*** Data segment

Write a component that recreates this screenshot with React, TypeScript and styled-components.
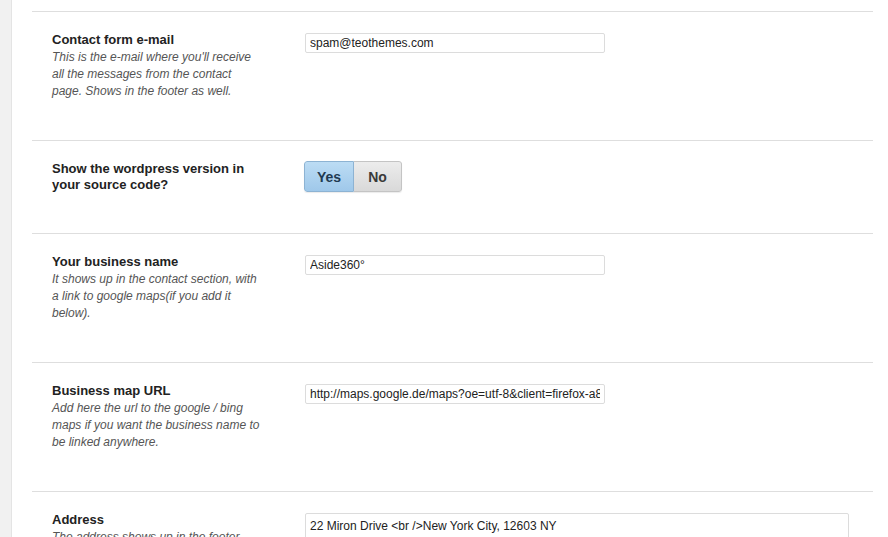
import styled, { createGlobalStyle } from "styled-components";

const GlobalStyle = createGlobalStyle`
  html, body {
    margin: 0;
    padding: 0;
    background: #ffffff;
    font-family: "Liberation Sans", Arial, Helvetica, sans-serif;
  }
`;

const Page = styled.div`
  display: flex;
  min-height: 537px;
  overflow: hidden;
`;

const Sidebar = styled.div`
  width: 11px;
  flex-shrink: 0;
  background: #f1f1f1;
  border-right: 1px solid #e4e4e4;
`;

const Main = styled.div`
  flex: 1;
  padding: 11px 15px 0 20px;
`;

const Section = styled.div`
  display: grid;
  grid-template-columns: 253px 1fr;
  padding: 20px 0 40px 20px;
  border-top: 1px solid #dedede;
`;

const Label = styled.div`
  width: 212px;
`;

const Title = styled.h3`
  margin: 0;
  font-size: 13px;
  line-height: 16px;
  font-weight: bold;
  color: #222;
`;

const Desc = styled.p`
  margin: 1px 0 0;
  font-size: 12px;
  line-height: 17px;
  font-style: italic;
  color: #555;
`;

const Field = styled.div`
  padding-top: 1px;
`;

const TextInput = styled.input`
  box-sizing: border-box;
  width: 300px;
  height: 20px;
  padding: 0 4px;
  border: 1px solid #dcdcdc;
  border-radius: 2px;
  font-family: "Liberation Sans", Arial, sans-serif;
  font-size: 12px;
  color: #222;
  background: #fff;
  outline: none;
`;

const AddressBox = styled.textarea`
  box-sizing: border-box;
  display: block;
  width: 544px;
  height: 60px;
  padding: 4px 4px;
  border: 1px solid #dcdcdc;
  border-radius: 2px;
  font-family: "Liberation Sans", Arial, sans-serif;
  font-size: 12px;
  line-height: 16px;
  color: #222;
  resize: none;
  outline: none;
`;

const Toggle = styled.div`
  display: inline-flex;
  height: 31px;
  margin-left: -1px;
  border-radius: 3px;
  overflow: hidden;
  box-shadow: 0 1px 1px rgba(0, 0, 0, 0.08);
`;

const ToggleButton = styled.button<{ $active?: boolean }>`
  box-sizing: border-box;
  width: ${(p) => (p.$active ? "50px" : "48px")};
  height: 31px;
  padding: 0;
  font-family: "Liberation Sans", Arial, sans-serif;
  font-size: 14px;
  font-weight: bold;
  cursor: pointer;
  border: 1px solid ${(p) => (p.$active ? "#8db3d3" : "#c4c4c4")};
  color: ${(p) => (p.$active ? "#1f3a52" : "#3a3a3a")};
  background: ${(p) =>
    p.$active
      ? "linear-gradient(#bcdcf4, #9fc8ea)"
      : "linear-gradient(#ececec, #d9d9d9)"};
  border-radius: ${(p) => (p.$active ? "3px 0 0 3px" : "0 3px 3px 0")};
  ${(p) => (p.$active ? "" : "border-left: none;")}
`;

export default function App() {
  return (
    <>
      <GlobalStyle />
      <Page>
        <Sidebar />
        <Main>
          <Section>
            <Label>
              <Title>Contact form e-mail</Title>
              <Desc>
                This is the e-mail where you'll receive all the messages from the
                contact page. Shows in the footer as well.
              </Desc>
            </Label>
            <Field>
              <TextInput defaultValue="spam@teothemes.com" />
            </Field>
          </Section>

          <Section>
            <Label>
              <Title>Show the wordpress version in your source code?</Title>
            </Label>
            <div>
              <Toggle>
                <ToggleButton $active>Yes</ToggleButton>
                <ToggleButton>No</ToggleButton>
              </Toggle>
            </div>
          </Section>

          <Section>
            <Label>
              <Title>Your business name</Title>
              <Desc>
                It shows up in the contact section, with a link to google
                maps(if you add it below).
              </Desc>
            </Label>
            <Field>
              <TextInput defaultValue="Aside360°" />
            </Field>
          </Section>

          <Section>
            <Label>
              <Title>Business map URL</Title>
              <Desc>
                Add here the url to the google / bing maps if you want the
                business name to be linked anywhere.
              </Desc>
            </Label>
            <Field>
              <TextInput defaultValue="http://maps.google.de/maps?oe=utf-8&client=firefox-a8" />
            </Field>
          </Section>

          <Section>
            <Label>
              <Title>Address</Title>
              <Desc>The address shows up in the footer.</Desc>
            </Label>
            <Field>
              <AddressBox defaultValue="22 Miron Drive <br />New York City, 12603 NY" />
            </Field>
          </Section>
        </Main>
      </Page>
    </>
  );
}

******

#### [Problem statement]
Reproduce the data above in full, exactly as it is, with the pictures left out.

#### [Exercise output]
Write a component that recreates this screenshot with React, TypeScript and styled-components.
import styled, { createGlobalStyle } from "styled-components";

const GlobalStyle = createGlobalStyle`
  html, body {
    margin: 0;
    padding: 0;
    background: #ffffff;
    font-family: "Liberation Sans", Arial, Helvetica, sans-serif;
  }
`;

const Page = styled.div`
  display: flex;
  min-height: 537px;
  overflow: hidden;
`;

const Sidebar = styled.div`
  width: 11px;
  flex-shrink: 0;
  background: #f1f1f1;
  border-right: 1px solid #e4e4e4;
`;

const Main = styled.div`
  flex: 1;
  padding: 11px 15px 0 20px;
`;

const Section = styled.div`
  display: grid;
  grid-template-columns: 253px 1fr;
  padding: 20px 0 40px 20px;
  border-top: 1px solid #dedede;
`;

const Label = styled.div`
  width: 212px;
`;

const Title = styled.h3`
  margin: 0;
  font-size: 13px;
  line-height: 16px;
  font-weight: bold;
  color: #222;
`;

const Desc = styled.p`
  margin: 1px 0 0;
  font-size: 12px;
  line-height: 17px;
  font-style: italic;
  color: #555;
`;

const Field = styled.div`
  padding-top: 1px;
`;

const TextInput = styled.input`
  box-sizing: border-box;
  width: 300px;
  height: 20px;
  padding: 0 4px;
  border: 1px solid #dcdcdc;
  border-radius: 2px;
  font-family: "Liberation Sans", Arial, sans-serif;
  font-size: 12px;
  color: #222;
  background: #fff;
  outline: none;
`;

const AddressBox = styled.textarea`
  box-sizing: border-box;
  display: block;
  width: 544px;
  height: 60px;
  padding: 4px 4px;
  border: 1px solid #dcdcdc;
  border-radius: 2px;
  font-family: "Liberation Sans", Arial, sans-serif;
  font-size: 12px;
  line-height: 16px;
  color: #222;
  resize: none;
  outline: none;
`;

const Toggle = styled.div`
  display: inline-flex;
  height: 31px;
  margin-left: -1px;
  border-radius: 3px;
  overflow: hidden;
  box-shadow: 0 1px 1px rgba(0, 0, 0, 0.08);
`;

const ToggleButton = styled.button<{ $active?: boolean }>`
  box-sizing: border-box;
  width: ${(p) => (p.$active ? "50px" : "48px")};
  height: 31px;
  padding: 0;
  font-family: "Liberation Sans", Arial, sans-serif;
  font-size: 14px;
  font-weight: bold;
  cursor: pointer;
  border: 1px solid ${(p) => (p.$active ? "#8db3d3" : "#c4c4c4")};
  color: ${(p) => (p.$active ? "#1f3a52" : "#3a3a3a")};
  background: ${(p) =>
    p.$active
      ? "linear-gradient(#bcdcf4, #9fc8ea)"
      : "linear-gradient(#ececec, #d9d9d9)"};
  border-radius: ${(p) => (p.$active ? "3px 0 0 3px" : "0 3px 3px 0")};
  ${(p) => (p.$active ? "" : "border-left: none;")}
`;

export default function App() {
  return (
    <>
      <GlobalStyle />
      <Page>
        <Sidebar />
        <Main>
          <Section>
            <Label>
              <Title>Contact form e-mail</Title>
              <Desc>
                This is the e-mail where you'll receive all the messages from the
                contact page. Shows in the footer as well.
              </Desc>
            </Label>
            <Field>
              <TextInput defaultValue="spam@teothemes.com" />
            </Field>
          </Section>

          <Section>
            <Label>
              <Title>Show the wordpress version in your source code?</Title>
            </Label>
            <div>
              <Toggle>
                <ToggleButton $active>Yes</ToggleButton>
                <ToggleButton>No</ToggleButton>
              </Toggle>
            </div>
          </Section>

          <Section>
            <Label>
              <Title>Your business name</Title>
              <Desc>
                It shows up in the contact section, with a link to google
                maps(if you add it below).
              </Desc>
            </Label>
            <Field>
              <TextInput defaultValue="Aside360°" />
            </Field>
          </Section>

          <Section>
            <Label>
              <Title>Business map URL</Title>
              <Desc>
                Add here the url to the google / bing maps if you want the
                business name to be linked anywhere.
              </Desc>
            </Label>
            <Field>
              <TextInput defaultValue="http://maps.google.de/maps?oe=utf-8&client=firefox-a8" />
            </Field>
          </Section>

          <Section>
            <Label>
              <Title>Address</Title>
              <Desc>The address shows up in the footer.</Desc>
            </Label>
            <Field>
              <AddressBox defaultValue="22 Miron Drive <br />New York City, 12603 NY" />
            </Field>
          </Section>
        </Main>
      </Page>
    </>
  );
}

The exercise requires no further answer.